Databricks is aware of this, and decided to take a different approach for Delta Lake. As Zaharia explained, they want Delta Lake to be as widely adopted as possible, which is why they open sourced it. At the same time, they want it to take a life of its own, regardless of Databricks, which is why they are handing it over to the Linux Foundation.
Databricks wants to send a clear message to the community, said Zaharia, which is why they chose the Linux Foundation, an umbrella foundation for open source projects, as the steward for Delta Lake. Although it’s been only 6 months since Delta Lake was open sourced, data shared by Databricks suggest strong uptake.
Since its launch in October 2017, Delta Lake has been adopted by over 4,000 organisations and processes over two exabytes of data each month. Adopters include the likes of Alibaba, Booz Allen Hamilton, Intel, and Starburst. Coupled with an open governance model that encourages participation and technical contribution, this may mean that Delta Lake does indeed become a standard for storing big data.
Beyond Delta Lake: replicating a strategy based on open source
Delta Lake aims at nothing short of unifying cloud storage and data warehouses, and this theme is reflected across the board for Databricks.
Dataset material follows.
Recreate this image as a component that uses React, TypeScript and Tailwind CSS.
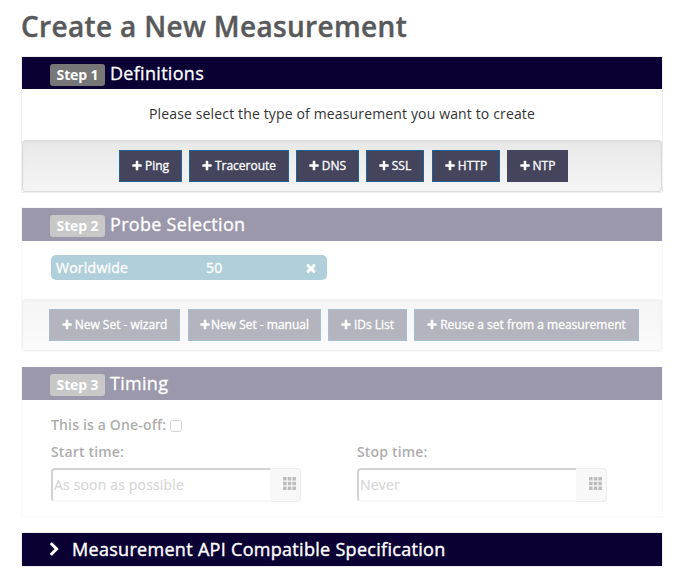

Let’s take the recent announcement of partnering with Tableau, for example. As Zaharia explained, in fact the partnership is not new. What is new is the Databricks connector for Tableau, which is faster and easier to use than the generic Spark connector previously available.
For Databricks, having strong business intelligence and visualization partners like Tableau makes sense. It enables it to go the last mile to the business users, which is something Zaharia said they did not have in mind in the beginning of their journey. This is an interesting point, as it sheds light on the focus on Delta Lake.
Zaharia said their original aim was on serving data scientists and their workloads, with a focus on machine learning. But as they were met with increasing demand for “vanilla” data access, the kind of workload typically served by data warehouses, unifying those became a priority. This is how Delta Lake came to be.
For a vendor like Tableau, on the other hand, being able to access and integrate data that lives in cloud storage vastly expands the reach of its users. It’s a win for everyone. So even though Tableau may have a more direct way to access data in the Databricks platform via the partnership, the idea is that any tool should be able to access data on any cloud via Delta Lake.
This sounds great, but it’s a bit more complicated than it sounds. Delta Lake may enable access on the data layer, but what happens on the metadata and management layer? Having access to vast amounts of data without proper data governance in place would be like navigating uncharted territory: good luck finding your way, and keeping track of where you’ve been.
In a way, enabling access via Delta Lake could mean becoming the victim of your own success. This has not happened to Databricks, Zaharia said, due to its approach of letting users integrate their data management solution of choice. He did concur, however, that entering the turf of data warehouses comes with the responsibility of appropriate data management.
This is something which Databricks itself may decide to tackle in the future, in a similar way they decided to tackle cloud storage with Delta Lake. It’s not like the Databricks team is not keeping busy though. Another open source project started in Databricks, MLFlow, is taking steps to address management of machine learning models, by introducing a model registry. Zaharia hinted we may see MLFlow taking the Delta Lake path soon, too.
MLFlow was also the core on which AutoML features for Databricks were built. This goes to show the philosophy on which Databricks operates: tackle problems faced by customers, open source solutions to foster adoption and innovation, integrate and build proprietary extensions, offer as a service.
Judging from the numbers Zaharia shared, this seems to be working well for Databricks: three-fold increase in customer base, over $100 million in revenue, and an event which has grown in attendance from 1500 to 2100 people in one year. While Apache Spark is not the only data platform around, Databricks’ strategy seems to be making the difference.: